His greatest prophecy of today's is the school's growing inefficiency to make students learn despite growing costs; Illich saw in his time that "Everywhere in the world school costs have risen faster than enrollments and faster than the GNP; everywhere expenditures on school fall even further behind the expectations of parents, teachers and pupils". This seems very true in the United States where the costs of education (particularly higher education) have shot up since the 70s and yet the United States is drastically lagging behind the world in reading, mathematics and science skills. While a country like Finland, which has taken educational reforms reducing the authoritarian nature of schools is right at the top. In Illich's time Nixon formed a committee focusing on education costs which he attacked stating "The President's Committee for the study of school finance should ask not how to support or trim such increasing costs, but how they can be avoided". And here his commentary can also be connected to the rising cost of health care, as both education and health care are rising to ridiculous rates and policy makers are not looking at the cause of these enormous rates; Republicans are simply saying we must cut and Democrats are saying we must continue to fund.

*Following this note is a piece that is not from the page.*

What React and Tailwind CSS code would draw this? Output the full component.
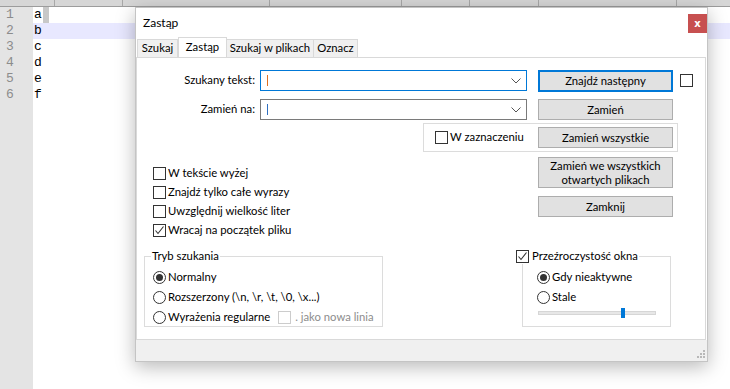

He also critiques economics in how the state is restricting entry into certain professions in order to protect the individuals in the profession thereby creating a shortage and breeding inefficiency. One way he saw this was through the "diminishing number of nurses in the United States owing to the rapid increase of four year B.S. programs in nursing" as opposed to two or three year programs.

In all Illich's work is stunningly relevant today as we are possibly facing a crisis point in near future in terms of the quality and cost of education and healthcare, and as our society is only getting more centralized into the control of bureaucrats and out of the hands of people. It would be nice if today policy makers could get a hold of Illich today and really try to bring power back to the people.